**PROBLEM DESCRIPTION**: Write out each line from the data below that includes the word "styles".
-- Start SOURCE EXCERPT --
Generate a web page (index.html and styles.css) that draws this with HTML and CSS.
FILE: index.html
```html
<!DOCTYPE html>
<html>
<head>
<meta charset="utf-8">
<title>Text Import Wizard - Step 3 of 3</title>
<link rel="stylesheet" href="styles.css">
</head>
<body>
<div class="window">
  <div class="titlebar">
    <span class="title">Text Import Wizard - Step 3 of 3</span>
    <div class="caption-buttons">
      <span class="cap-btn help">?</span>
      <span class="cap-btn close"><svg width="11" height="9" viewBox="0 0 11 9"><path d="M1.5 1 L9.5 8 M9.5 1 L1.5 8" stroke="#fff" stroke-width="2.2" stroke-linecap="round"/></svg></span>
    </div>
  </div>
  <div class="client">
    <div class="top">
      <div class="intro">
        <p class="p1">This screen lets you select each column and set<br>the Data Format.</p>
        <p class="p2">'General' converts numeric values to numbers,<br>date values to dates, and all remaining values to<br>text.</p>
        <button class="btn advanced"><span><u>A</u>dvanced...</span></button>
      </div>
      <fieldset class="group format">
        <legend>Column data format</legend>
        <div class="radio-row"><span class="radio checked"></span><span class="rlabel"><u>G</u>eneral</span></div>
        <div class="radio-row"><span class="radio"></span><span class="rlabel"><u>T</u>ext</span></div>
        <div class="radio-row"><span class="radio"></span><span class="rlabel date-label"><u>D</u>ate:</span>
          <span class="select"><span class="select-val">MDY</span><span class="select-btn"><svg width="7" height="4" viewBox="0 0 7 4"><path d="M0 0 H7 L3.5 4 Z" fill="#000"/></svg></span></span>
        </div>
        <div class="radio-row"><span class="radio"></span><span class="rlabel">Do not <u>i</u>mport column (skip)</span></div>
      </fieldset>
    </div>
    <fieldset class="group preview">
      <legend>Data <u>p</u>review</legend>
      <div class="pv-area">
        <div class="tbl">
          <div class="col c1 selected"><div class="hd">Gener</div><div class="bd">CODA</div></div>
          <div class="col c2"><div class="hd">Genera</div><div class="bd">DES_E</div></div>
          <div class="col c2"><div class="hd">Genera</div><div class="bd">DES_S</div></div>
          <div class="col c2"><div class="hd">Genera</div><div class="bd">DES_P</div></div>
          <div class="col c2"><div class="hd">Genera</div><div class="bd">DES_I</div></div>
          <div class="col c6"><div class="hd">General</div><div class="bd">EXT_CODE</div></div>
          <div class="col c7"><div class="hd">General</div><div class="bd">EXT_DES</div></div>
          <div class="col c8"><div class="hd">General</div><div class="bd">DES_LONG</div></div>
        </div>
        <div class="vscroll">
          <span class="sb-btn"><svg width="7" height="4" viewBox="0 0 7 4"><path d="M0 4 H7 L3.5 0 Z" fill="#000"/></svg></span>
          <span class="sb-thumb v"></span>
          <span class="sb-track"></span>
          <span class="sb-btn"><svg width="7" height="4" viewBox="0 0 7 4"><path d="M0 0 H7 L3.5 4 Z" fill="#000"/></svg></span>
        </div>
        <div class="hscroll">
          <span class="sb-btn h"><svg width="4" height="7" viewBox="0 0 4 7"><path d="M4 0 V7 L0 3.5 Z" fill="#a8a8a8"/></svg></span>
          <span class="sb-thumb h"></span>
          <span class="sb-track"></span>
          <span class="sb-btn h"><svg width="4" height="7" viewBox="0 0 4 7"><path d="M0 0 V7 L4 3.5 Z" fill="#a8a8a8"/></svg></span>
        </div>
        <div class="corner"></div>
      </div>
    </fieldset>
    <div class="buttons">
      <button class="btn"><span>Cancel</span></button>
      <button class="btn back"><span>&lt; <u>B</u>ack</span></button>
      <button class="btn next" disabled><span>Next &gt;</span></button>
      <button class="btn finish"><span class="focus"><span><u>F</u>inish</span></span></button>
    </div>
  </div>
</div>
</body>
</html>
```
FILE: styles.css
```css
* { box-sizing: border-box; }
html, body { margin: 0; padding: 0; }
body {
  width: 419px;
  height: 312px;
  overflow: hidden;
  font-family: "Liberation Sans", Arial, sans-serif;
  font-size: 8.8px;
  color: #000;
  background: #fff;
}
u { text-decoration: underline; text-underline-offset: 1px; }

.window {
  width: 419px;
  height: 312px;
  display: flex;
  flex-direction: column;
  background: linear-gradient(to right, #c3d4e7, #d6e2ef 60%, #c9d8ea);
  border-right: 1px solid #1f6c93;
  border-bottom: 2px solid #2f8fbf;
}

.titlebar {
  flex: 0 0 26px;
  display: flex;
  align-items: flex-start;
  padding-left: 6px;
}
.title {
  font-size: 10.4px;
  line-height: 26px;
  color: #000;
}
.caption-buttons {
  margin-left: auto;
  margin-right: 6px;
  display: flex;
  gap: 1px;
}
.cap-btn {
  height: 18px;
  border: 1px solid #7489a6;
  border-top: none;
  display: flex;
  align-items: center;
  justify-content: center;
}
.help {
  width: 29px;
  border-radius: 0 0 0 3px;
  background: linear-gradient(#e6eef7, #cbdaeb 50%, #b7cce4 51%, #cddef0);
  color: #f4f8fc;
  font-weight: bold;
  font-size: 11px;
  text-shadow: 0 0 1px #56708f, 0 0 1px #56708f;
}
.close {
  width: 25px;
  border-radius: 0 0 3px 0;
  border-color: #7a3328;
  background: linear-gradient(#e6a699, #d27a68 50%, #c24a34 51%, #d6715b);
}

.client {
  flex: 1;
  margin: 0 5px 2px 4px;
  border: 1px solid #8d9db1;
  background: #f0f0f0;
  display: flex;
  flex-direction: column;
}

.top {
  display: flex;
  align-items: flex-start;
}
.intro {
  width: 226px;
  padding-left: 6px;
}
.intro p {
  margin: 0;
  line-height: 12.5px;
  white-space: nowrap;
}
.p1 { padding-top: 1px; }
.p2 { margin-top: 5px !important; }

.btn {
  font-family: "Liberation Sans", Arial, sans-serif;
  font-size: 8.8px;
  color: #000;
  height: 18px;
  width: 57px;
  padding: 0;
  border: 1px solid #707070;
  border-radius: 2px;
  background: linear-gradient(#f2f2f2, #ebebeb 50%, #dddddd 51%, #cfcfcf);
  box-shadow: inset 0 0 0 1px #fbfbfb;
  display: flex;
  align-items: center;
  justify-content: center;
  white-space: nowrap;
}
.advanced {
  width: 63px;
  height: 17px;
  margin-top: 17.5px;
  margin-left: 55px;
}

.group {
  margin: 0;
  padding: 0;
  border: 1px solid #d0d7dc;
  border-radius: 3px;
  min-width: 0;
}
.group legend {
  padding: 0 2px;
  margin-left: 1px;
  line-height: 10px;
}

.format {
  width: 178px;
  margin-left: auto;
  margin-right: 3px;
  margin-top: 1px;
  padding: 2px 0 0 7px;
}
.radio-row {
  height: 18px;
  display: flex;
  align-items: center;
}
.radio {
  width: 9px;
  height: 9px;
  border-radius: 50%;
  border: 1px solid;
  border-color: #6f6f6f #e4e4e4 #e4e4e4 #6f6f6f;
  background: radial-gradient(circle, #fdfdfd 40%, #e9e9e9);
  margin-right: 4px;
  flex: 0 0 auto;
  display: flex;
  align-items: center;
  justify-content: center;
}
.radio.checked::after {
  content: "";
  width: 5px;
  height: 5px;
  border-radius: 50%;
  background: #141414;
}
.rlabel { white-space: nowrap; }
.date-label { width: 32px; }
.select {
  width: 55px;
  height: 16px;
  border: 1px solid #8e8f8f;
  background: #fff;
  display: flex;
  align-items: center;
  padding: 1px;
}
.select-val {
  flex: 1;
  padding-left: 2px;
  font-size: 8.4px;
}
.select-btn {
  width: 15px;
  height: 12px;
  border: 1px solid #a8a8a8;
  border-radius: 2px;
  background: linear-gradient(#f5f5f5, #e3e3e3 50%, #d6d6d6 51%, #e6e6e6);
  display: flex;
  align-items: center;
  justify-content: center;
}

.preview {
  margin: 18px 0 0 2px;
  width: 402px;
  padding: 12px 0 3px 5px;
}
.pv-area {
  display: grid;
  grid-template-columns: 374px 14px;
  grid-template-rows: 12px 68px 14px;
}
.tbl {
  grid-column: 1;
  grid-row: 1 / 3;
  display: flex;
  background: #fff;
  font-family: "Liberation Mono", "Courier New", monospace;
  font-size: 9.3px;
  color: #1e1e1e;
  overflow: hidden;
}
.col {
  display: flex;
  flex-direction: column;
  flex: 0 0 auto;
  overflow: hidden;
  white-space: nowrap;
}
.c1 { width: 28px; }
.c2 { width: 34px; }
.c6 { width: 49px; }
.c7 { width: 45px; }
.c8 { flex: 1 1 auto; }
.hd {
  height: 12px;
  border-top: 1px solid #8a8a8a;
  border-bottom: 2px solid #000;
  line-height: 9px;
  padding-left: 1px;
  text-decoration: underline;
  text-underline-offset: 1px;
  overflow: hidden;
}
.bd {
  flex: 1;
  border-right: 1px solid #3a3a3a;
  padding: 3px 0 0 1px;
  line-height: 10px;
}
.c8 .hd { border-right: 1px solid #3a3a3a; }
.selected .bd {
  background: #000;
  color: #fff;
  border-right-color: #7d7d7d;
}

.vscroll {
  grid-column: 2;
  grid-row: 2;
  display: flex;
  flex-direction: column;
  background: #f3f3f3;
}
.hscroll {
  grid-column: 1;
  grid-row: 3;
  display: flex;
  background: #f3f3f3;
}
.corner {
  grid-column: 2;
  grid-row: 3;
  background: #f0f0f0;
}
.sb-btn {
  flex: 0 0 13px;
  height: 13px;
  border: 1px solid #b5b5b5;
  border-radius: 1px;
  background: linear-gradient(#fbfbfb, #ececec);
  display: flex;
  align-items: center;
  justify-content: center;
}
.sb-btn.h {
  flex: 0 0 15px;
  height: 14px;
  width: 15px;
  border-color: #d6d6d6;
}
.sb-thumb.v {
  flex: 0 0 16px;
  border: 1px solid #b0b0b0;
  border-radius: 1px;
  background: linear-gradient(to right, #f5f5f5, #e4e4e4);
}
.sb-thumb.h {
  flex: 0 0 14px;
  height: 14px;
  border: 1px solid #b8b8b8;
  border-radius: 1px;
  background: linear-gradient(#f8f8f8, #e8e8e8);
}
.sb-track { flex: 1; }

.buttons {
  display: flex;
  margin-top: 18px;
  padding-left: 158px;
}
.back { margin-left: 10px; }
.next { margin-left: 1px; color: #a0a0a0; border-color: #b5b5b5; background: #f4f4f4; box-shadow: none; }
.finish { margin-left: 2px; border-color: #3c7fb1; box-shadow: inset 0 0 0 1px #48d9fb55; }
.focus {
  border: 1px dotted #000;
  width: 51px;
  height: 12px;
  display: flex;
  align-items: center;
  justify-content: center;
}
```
-- End SOURCE EXCERPT --
**ANSWER**:
Generate a web page (index.html and styles.css) that draws this with HTML and CSS.
<link rel="stylesheet" href="styles.css">
FILE: styles.css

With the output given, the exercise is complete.